▸ **Exercise requirements**: Below is a listing; write it out exactly and drop any images from it.

▸ **Given material**:
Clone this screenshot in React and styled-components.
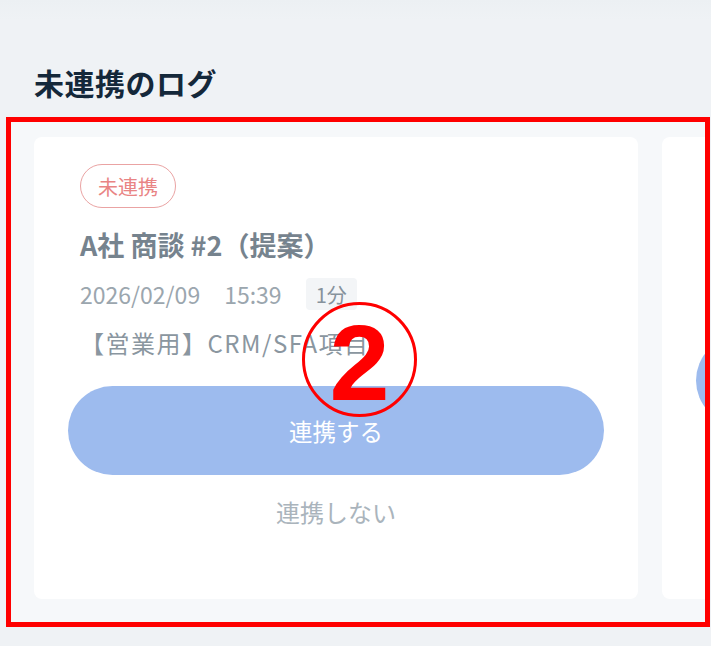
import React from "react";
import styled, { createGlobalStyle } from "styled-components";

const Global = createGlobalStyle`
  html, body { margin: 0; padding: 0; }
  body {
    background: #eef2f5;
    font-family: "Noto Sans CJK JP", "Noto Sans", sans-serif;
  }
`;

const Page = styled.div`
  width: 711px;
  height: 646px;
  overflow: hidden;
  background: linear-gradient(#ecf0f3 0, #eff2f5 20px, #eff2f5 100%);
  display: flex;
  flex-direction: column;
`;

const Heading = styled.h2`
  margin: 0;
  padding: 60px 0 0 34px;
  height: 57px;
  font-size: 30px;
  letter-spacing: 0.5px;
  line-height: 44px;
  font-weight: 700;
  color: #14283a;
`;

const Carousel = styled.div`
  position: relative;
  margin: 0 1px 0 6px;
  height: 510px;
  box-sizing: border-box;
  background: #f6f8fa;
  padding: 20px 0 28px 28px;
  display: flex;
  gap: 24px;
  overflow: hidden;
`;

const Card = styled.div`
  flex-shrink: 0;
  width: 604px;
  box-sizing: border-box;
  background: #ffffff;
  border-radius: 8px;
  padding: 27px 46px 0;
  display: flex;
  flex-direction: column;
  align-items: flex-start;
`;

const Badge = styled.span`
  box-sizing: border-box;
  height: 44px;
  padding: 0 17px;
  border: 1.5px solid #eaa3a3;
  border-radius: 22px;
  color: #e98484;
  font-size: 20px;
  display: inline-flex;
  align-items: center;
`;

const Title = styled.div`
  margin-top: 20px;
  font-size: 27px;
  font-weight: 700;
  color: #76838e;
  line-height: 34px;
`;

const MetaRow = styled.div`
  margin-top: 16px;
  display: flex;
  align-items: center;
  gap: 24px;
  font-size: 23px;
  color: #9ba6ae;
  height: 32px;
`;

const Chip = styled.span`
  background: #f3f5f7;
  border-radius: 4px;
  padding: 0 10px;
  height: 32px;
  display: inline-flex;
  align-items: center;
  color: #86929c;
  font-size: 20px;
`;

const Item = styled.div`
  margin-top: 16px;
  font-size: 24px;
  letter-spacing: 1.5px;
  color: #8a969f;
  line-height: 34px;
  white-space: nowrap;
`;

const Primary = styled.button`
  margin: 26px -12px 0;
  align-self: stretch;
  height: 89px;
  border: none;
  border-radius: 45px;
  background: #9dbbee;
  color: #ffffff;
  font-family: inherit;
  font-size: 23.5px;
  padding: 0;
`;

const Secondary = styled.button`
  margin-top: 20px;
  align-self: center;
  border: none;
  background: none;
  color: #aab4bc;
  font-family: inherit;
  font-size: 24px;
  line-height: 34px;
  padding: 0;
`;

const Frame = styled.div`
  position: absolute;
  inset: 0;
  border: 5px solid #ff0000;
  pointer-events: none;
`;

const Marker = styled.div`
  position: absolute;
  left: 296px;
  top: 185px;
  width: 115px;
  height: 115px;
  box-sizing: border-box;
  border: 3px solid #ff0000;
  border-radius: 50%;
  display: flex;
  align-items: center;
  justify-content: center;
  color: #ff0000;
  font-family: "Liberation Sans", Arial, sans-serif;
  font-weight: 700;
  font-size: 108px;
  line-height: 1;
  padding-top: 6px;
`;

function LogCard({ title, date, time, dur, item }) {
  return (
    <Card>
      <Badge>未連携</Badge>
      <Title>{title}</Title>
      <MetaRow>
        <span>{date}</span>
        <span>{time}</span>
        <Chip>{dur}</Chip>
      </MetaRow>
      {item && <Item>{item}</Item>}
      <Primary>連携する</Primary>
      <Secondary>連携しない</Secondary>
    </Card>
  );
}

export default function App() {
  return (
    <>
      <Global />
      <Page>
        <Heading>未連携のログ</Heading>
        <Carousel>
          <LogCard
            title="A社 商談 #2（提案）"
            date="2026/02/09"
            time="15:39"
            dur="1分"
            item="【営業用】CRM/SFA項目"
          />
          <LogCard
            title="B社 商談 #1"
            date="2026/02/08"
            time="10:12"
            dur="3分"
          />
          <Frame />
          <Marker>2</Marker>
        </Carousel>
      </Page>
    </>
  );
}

▸ **Response**:
Clone this screenshot in React and styled-components.
import React from "react";
import styled, { createGlobalStyle } from "styled-components";

const Global = createGlobalStyle`
  html, body { margin: 0; padding: 0; }
  body {
    background: #eef2f5;
    font-family: "Noto Sans CJK JP", "Noto Sans", sans-serif;
  }
`;

const Page = styled.div`
  width: 711px;
  height: 646px;
  overflow: hidden;
  background: linear-gradient(#ecf0f3 0, #eff2f5 20px, #eff2f5 100%);
  display: flex;
  flex-direction: column;
`;

const Heading = styled.h2`
  margin: 0;
  padding: 60px 0 0 34px;
  height: 57px;
  font-size: 30px;
  letter-spacing: 0.5px;
  line-height: 44px;
  font-weight: 700;
  color: #14283a;
`;

const Carousel = styled.div`
  position: relative;
  margin: 0 1px 0 6px;
  height: 510px;
  box-sizing: border-box;
  background: #f6f8fa;
  padding: 20px 0 28px 28px;
  display: flex;
  gap: 24px;
  overflow: hidden;
`;

const Card = styled.div`
  flex-shrink: 0;
  width: 604px;
  box-sizing: border-box;
  background: #ffffff;
  border-radius: 8px;
  padding: 27px 46px 0;
  display: flex;
  flex-direction: column;
  align-items: flex-start;
`;

const Badge = styled.span`
  box-sizing: border-box;
  height: 44px;
  padding: 0 17px;
  border: 1.5px solid #eaa3a3;
  border-radius: 22px;
  color: #e98484;
  font-size: 20px;
  display: inline-flex;
  align-items: center;
`;

const Title = styled.div`
  margin-top: 20px;
  font-size: 27px;
  font-weight: 700;
  color: #76838e;
  line-height: 34px;
`;

const MetaRow = styled.div`
  margin-top: 16px;
  display: flex;
  align-items: center;
  gap: 24px;
  font-size: 23px;
  color: #9ba6ae;
  height: 32px;
`;

const Chip = styled.span`
  background: #f3f5f7;
  border-radius: 4px;
  padding: 0 10px;
  height: 32px;
  display: inline-flex;
  align-items: center;
  color: #86929c;
  font-size: 20px;
`;

const Item = styled.div`
  margin-top: 16px;
  font-size: 24px;
  letter-spacing: 1.5px;
  color: #8a969f;
  line-height: 34px;
  white-space: nowrap;
`;

const Primary = styled.button`
  margin: 26px -12px 0;
  align-self: stretch;
  height: 89px;
  border: none;
  border-radius: 45px;
  background: #9dbbee;
  color: #ffffff;
  font-family: inherit;
  font-size: 23.5px;
  padding: 0;
`;

const Secondary = styled.button`
  margin-top: 20px;
  align-self: center;
  border: none;
  background: none;
  color: #aab4bc;
  font-family: inherit;
  font-size: 24px;
  line-height: 34px;
  padding: 0;
`;

const Frame = styled.div`
  position: absolute;
  inset: 0;
  border: 5px solid #ff0000;
  pointer-events: none;
`;

const Marker = styled.div`
  position: absolute;
  left: 296px;
  top: 185px;
  width: 115px;
  height: 115px;
  box-sizing: border-box;
  border: 3px solid #ff0000;
  border-radius: 50%;
  display: flex;
  align-items: center;
  justify-content: center;
  color: #ff0000;
  font-family: "Liberation Sans", Arial, sans-serif;
  font-weight: 700;
  font-size: 108px;
  line-height: 1;
  padding-top: 6px;
`;

function LogCard({ title, date, time, dur, item }) {
  return (
    <Card>
      <Badge>未連携</Badge>
      <Title>{title}</Title>
      <MetaRow>
        <span>{date}</span>
        <span>{time}</span>
        <Chip>{dur}</Chip>
      </MetaRow>
      {item && <Item>{item}</Item>}
      <Primary>連携する</Primary>
      <Secondary>連携しない</Secondary>
    </Card>
  );
}

export default function App() {
  return (
    <>
      <Global />
      <Page>
        <Heading>未連携のログ</Heading>
        <Carousel>
          <LogCard
            title="A社 商談 #2（提案）"
            date="2026/02/09"
            time="15:39"
            dur="1分"
            item="【営業用】CRM/SFA項目"
          />
          <LogCard
            title="B社 商談 #1"
            date="2026/02/08"
            time="10:12"
            dur="3分"
          />
          <Frame />
          <Marker>2</Marker>
        </Carousel>
      </Page>
    </>
  );
}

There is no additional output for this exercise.